Advertisement

If Loughner is convicted, death penalty would be difficult to carry out

Share

On the day Jared Lee Loughner was indicted for the shootings in Tucson, the top federal prosecutor in Arizona signaled that the government most likely would request the ultimate punishment.

But the federal death penalty process is filled with obstacles, and Loughner’s execution would be far from assured if he is convicted. Most defendants initially targeted for death are more likely to spend their lives in prison.

Of 182 federal death penalty prosecutions approved by Washington since 1988, 60 defendants are on death row, and only three — including Oklahoma City bomber Timothy McVeigh — were executed, according to Kevin McNally, director of the Federal Death Penalty Resource Counsel Project, which tracks capital cases. None of the 60 are even close to a date with the executioner.

Advertisement

Other defendants with profiles as high or higher than Loughner — the Unabomber, the Olympics bomber, even Zacarias Moussaoui, the so-called 20th hijacker in the Sept. 11 attacks — were all spared death and given life in prison.

In some cases prosecutors drop the death penalty to assure a conviction. In others, juries sympathetic to some aspect of a defendant’s life or wary of creating a martyr decide on life without parole.

A similar picture holds true for capital punishment by the state of Arizona, where law enforcement officials in Tucson are assembling their own criminal case against the 22-year-old Loughner.

Only 24 Arizona prisoners have been executed in the last 35 years. And this doesn’t include Viva Leroy Nash, who died of natural causes last year at the age of 94 after 27 years on death row.

Before federal prosecutors can seek the death penalty, they must get around a series of roadblocks.

Dennis K. Burke, the U.S. attorney in Arizona, is preparing a prosecution memorandum for the Justice Department’s Capital Case Unit. He also must file a narrative of facts in the case, background on Loughner and his victims, and “views of [each] victim’s family on seeking the death penalty,” Burke said.

Advertisement

He is precluded from seeking death just to strengthen his bargaining position on a plea deal. Rather, he must convince Washington that the crime itself merits Loughner’s death if he is convicted.

The unit studies the material and invites defense lawyers to participate as well. McNally said they almost always do, if for no other reason than it offers a sneak peek of the government’s case against their client.

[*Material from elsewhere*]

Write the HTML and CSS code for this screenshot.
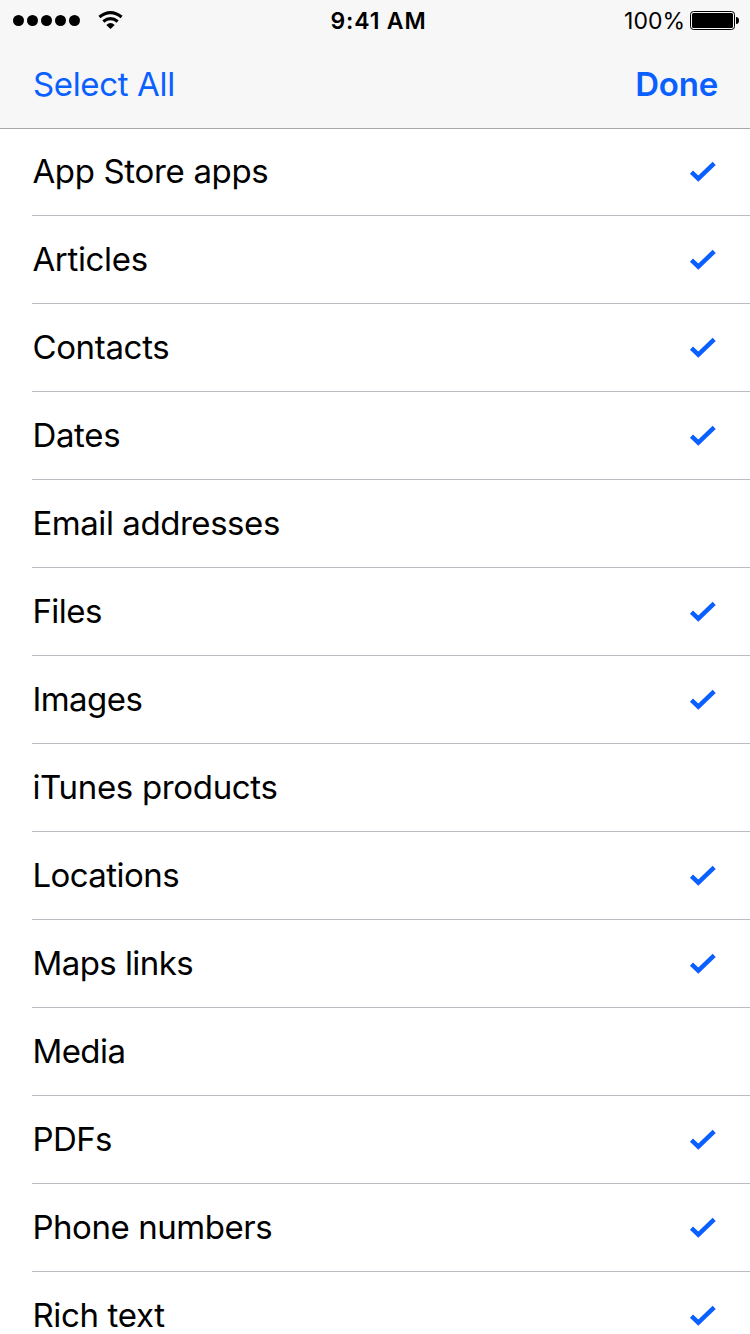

The 12-member unit sends its findings to the Capital Case Review Committee at the Justice Department. The committee is composed of a mix of career lawyers and political appointees, and they make a recommendation to the attorney general.

Justice Department officials declined to name the members of either panel.

Atty. Gen. Eric H. Holder Jr. will make the final decision on whether to push for the death penalty. In a case of this magnitude, sources said, he most surely will grant the go-ahead.

Although the Justice Department under President George W. Bush sought far more death sentences than in President Clinton’s time, in the last two years, “Holder has been seeking a healthy number of death cases too,” McNally said. The Justice Department last week declined to release the number of times it had sought the death penalty under Holder.

And there are other obstacles for getting a convicted Loughner into the death chamber. There are jurisdictional issues, such as whether he knew that John M. Roll was a federal judge when Loughner is believed to have fatally shot him or whether the judge was at the Jan. 8 congressional event “in the performance of his official duties.”

Advertisement

A huge backlog in federal cases in Arizona has just led officials to declare a judicial emergency and allow lengthy trial delays. And Loughner’s mental fitness could sway a jury to give him a prison term rather than death.

McVeigh was the best known of the three who have been put to death since 1988. He was executed in 2001, just four years after he was convicted — but only because he abruptly dropped his legal appeals. Until then, it had been nearly four decades since the federal government executed a prisoner — Victor Feguer, who in 1963 was hanged in Iowa for kidnapping and killing a doctor.

The last man executed by the federal government was Louis Jones Jr., a highly decorated Army Ranger. He was put to death in March 2003 in Indiana for the kidnapping, rape and murder of a female Army private in Texas.